Just an introspective nugget from Lyla, a woman who married into money. She and her husband, Graham, live on his mother’s land. His mother, Margo, lives in the sprawling towers. Lyla and Graham live in the house in front of it. There is also a guest house below that they like to rent out to tenants.

Not just any old tenant. They focus on self-made rich folks who rose from nothing. It’s actually a game. They like to take the tenant in and then ruin her life just for the thrill of it.

Demi has had a rough life, and finds an incredibly rare opportunity to live in the guesthouse. Little does she know what she’s getting into...and neither does Lyla.

I was a huge fan of Eliza Jane Brazier’s debut novel, If I Disappear. It was so oddly different, but very compelling. This one is also oddly different, but unfortunately - it’s also not very good.

This book is all over the place in terms of POVs and hard-to-follow timelines. I found myself confused by most of it.

There were also plenty of moments where Point A jumped to Point C, completely obliterating Point B.


****MINOR SPOILER****


For example, Character 1 brings Character 2 to a private lake, leaves her there, and tries to get her arrested for trespassing. First of all, I highly doubt someone would get arrested for trespassing at a lake if they weren’t doing anything else wrong. Maybe a fine? But I digress. Next, Character 1 ends up getting arrested for the trespassing, and has to spend a whole night in jail. Um, what? There is absolutely nothing given to the reader to explain what happened when she called the cops, or how it came to be that she was arrested instead.


****END MINOR SPOILER****


The head-scratching moments only increased from there. Everything about this story is so convoluted and over the top. The characters were atrocious, and not in a fun way! I’m a fan of despicable characters when I can still root for some of them. I wasn’t rooting for anyone here. The final scenes take an inordinate amount of time to get through, and it just wasn’t very pleasant to read.

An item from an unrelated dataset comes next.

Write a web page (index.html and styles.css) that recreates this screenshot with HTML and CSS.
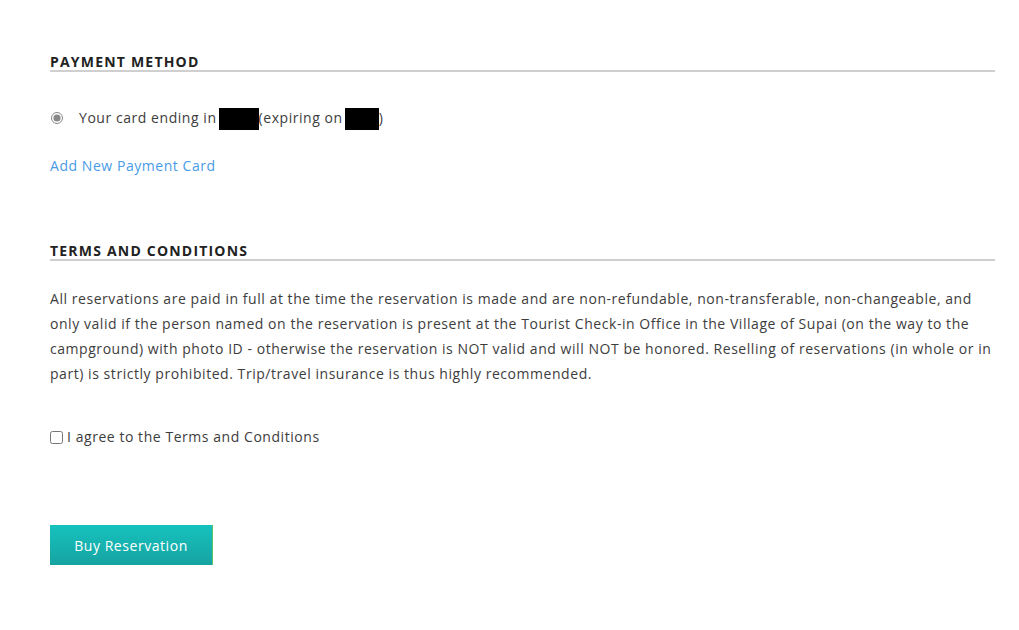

I try not to be mean-spirited in my reviews, but I am always honest. I think this one could have benefited from another round or two of editing...because there is a good story in there somewhere - it’s just bogged down by ridiculousness. Regardless, I hope the book finds its audience, and I still look forward to Brazier’s next book.

TW: Death of a dog that I feel was included just for shock value.

Thank you to Berkley for providing me with a widget of the ARC through NetGalley in exchange for an honest review. Expected Publication Date: 1/25/22.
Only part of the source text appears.